■ **Task objective**: Word for word, transcribe the lines below and drop the pictures.

■ **Provided data**:
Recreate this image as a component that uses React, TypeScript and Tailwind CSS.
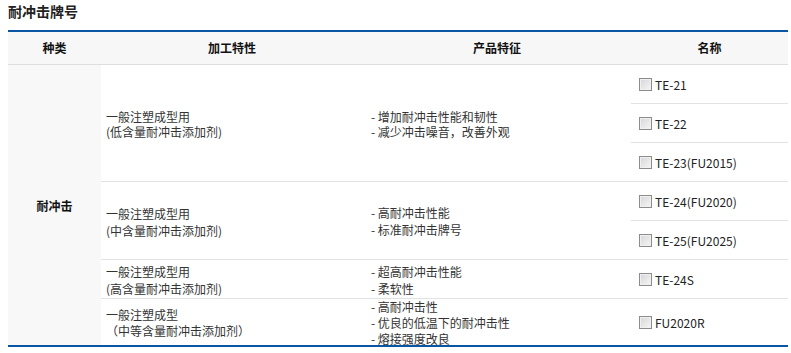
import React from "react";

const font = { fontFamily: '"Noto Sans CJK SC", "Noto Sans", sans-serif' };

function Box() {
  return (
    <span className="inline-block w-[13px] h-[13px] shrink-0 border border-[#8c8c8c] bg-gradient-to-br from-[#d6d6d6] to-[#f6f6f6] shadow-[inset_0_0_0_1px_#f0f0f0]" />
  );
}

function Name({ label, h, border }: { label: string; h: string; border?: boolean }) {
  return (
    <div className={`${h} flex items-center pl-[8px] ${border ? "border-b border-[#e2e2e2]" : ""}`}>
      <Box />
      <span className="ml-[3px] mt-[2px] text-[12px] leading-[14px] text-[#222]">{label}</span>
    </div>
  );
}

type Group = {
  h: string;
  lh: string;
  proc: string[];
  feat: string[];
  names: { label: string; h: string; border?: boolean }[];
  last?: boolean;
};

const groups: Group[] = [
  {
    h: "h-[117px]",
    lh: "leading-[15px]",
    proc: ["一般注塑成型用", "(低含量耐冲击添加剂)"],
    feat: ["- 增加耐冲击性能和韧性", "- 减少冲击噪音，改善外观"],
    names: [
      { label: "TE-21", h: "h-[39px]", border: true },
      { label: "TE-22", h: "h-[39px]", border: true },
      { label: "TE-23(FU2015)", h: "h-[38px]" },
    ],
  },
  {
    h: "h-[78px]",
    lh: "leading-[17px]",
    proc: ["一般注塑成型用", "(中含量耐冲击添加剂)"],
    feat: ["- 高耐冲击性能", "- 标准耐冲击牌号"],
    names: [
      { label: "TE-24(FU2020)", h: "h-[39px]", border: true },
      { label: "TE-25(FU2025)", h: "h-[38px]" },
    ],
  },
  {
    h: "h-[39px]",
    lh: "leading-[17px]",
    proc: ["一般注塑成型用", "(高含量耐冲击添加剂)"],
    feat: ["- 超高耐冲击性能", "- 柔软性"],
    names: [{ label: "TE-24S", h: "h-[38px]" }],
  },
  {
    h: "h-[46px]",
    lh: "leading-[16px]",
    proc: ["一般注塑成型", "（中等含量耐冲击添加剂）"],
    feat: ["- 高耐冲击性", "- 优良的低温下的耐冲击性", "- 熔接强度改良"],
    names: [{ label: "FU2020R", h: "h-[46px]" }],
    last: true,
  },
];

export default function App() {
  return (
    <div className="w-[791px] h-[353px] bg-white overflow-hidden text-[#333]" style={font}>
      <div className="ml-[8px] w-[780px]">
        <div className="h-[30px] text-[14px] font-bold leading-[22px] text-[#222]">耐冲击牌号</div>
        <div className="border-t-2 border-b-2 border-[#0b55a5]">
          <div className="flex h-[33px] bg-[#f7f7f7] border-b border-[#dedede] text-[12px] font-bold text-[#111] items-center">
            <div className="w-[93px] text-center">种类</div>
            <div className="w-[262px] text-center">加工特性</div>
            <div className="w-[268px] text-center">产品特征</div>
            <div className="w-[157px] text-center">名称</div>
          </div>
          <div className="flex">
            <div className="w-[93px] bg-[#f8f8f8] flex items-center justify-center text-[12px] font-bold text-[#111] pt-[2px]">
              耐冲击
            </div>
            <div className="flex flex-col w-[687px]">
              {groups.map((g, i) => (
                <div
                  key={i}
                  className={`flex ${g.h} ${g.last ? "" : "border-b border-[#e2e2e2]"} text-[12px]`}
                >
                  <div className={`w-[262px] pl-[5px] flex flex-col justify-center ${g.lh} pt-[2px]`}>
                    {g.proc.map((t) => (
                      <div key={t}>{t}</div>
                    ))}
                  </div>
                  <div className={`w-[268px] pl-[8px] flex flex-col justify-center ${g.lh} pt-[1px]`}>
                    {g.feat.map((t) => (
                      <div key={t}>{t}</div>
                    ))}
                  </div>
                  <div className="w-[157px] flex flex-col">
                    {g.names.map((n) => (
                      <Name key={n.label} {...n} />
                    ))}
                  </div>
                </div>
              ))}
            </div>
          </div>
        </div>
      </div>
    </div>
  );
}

■ **The completed task**:
Recreate this image as a component that uses React, TypeScript and Tailwind CSS.
import React from "react";

const font = { fontFamily: '"Noto Sans CJK SC", "Noto Sans", sans-serif' };

function Box() {
  return (
    <span className="inline-block w-[13px] h-[13px] shrink-0 border border-[#8c8c8c] bg-gradient-to-br from-[#d6d6d6] to-[#f6f6f6] shadow-[inset_0_0_0_1px_#f0f0f0]" />
  );
}

function Name({ label, h, border }: { label: string; h: string; border?: boolean }) {
  return (
    <div className={`${h} flex items-center pl-[8px] ${border ? "border-b border-[#e2e2e2]" : ""}`}>
      <Box />
      <span className="ml-[3px] mt-[2px] text-[12px] leading-[14px] text-[#222]">{label}</span>
    </div>
  );
}

type Group = {
  h: string;
  lh: string;
  proc: string[];
  feat: string[];
  names: { label: string; h: string; border?: boolean }[];
  last?: boolean;
};

const groups: Group[] = [
  {
    h: "h-[117px]",
    lh: "leading-[15px]",
    proc: ["一般注塑成型用", "(低含量耐冲击添加剂)"],
    feat: ["- 增加耐冲击性能和韧性", "- 减少冲击噪音，改善外观"],
    names: [
      { label: "TE-21", h: "h-[39px]", border: true },
      { label: "TE-22", h: "h-[39px]", border: true },
      { label: "TE-23(FU2015)", h: "h-[38px]" },
    ],
  },
  {
    h: "h-[78px]",
    lh: "leading-[17px]",
    proc: ["一般注塑成型用", "(中含量耐冲击添加剂)"],
    feat: ["- 高耐冲击性能", "- 标准耐冲击牌号"],
    names: [
      { label: "TE-24(FU2020)", h: "h-[39px]", border: true },
      { label: "TE-25(FU2025)", h: "h-[38px]" },
    ],
  },
  {
    h: "h-[39px]",
    lh: "leading-[17px]",
    proc: ["一般注塑成型用", "(高含量耐冲击添加剂)"],
    feat: ["- 超高耐冲击性能", "- 柔软性"],
    names: [{ label: "TE-24S", h: "h-[38px]" }],
  },
  {
    h: "h-[46px]",
    lh: "leading-[16px]",
    proc: ["一般注塑成型", "（中等含量耐冲击添加剂）"],
    feat: ["- 高耐冲击性", "- 优良的低温下的耐冲击性", "- 熔接强度改良"],
    names: [{ label: "FU2020R", h: "h-[46px]" }],
    last: true,
  },
];

export default function App() {
  return (
    <div className="w-[791px] h-[353px] bg-white overflow-hidden text-[#333]" style={font}>
      <div className="ml-[8px] w-[780px]">
        <div className="h-[30px] text-[14px] font-bold leading-[22px] text-[#222]">耐冲击牌号</div>
        <div className="border-t-2 border-b-2 border-[#0b55a5]">
          <div className="flex h-[33px] bg-[#f7f7f7] border-b border-[#dedede] text-[12px] font-bold text-[#111] items-center">
            <div className="w-[93px] text-center">种类</div>
            <div className="w-[262px] text-center">加工特性</div>
            <div className="w-[268px] text-center">产品特征</div>
            <div className="w-[157px] text-center">名称</div>
          </div>
          <div className="flex">
            <div className="w-[93px] bg-[#f8f8f8] flex items-center justify-center text-[12px] font-bold text-[#111] pt-[2px]">
              耐冲击
            </div>
            <div className="flex flex-col w-[687px]">
              {groups.map((g, i) => (
                <div
                  key={i}
                  className={`flex ${g.h} ${g.last ? "" : "border-b border-[#e2e2e2]"} text-[12px]`}
                >
                  <div className={`w-[262px] pl-[5px] flex flex-col justify-center ${g.lh} pt-[2px]`}>
                    {g.proc.map((t) => (
                      <div key={t}>{t}</div>
                    ))}
                  </div>
                  <div className={`w-[268px] pl-[8px] flex flex-col justify-center ${g.lh} pt-[1px]`}>
                    {g.feat.map((t) => (
                      <div key={t}>{t}</div>
                    ))}
                  </div>
                  <div className="w-[157px] flex flex-col">
                    {g.names.map((n) => (
                      <Name key={n.label} {...n} />
                    ))}
                  </div>
                </div>
              ))}
            </div>
          </div>
        </div>
      </div>
    </div>
  );
}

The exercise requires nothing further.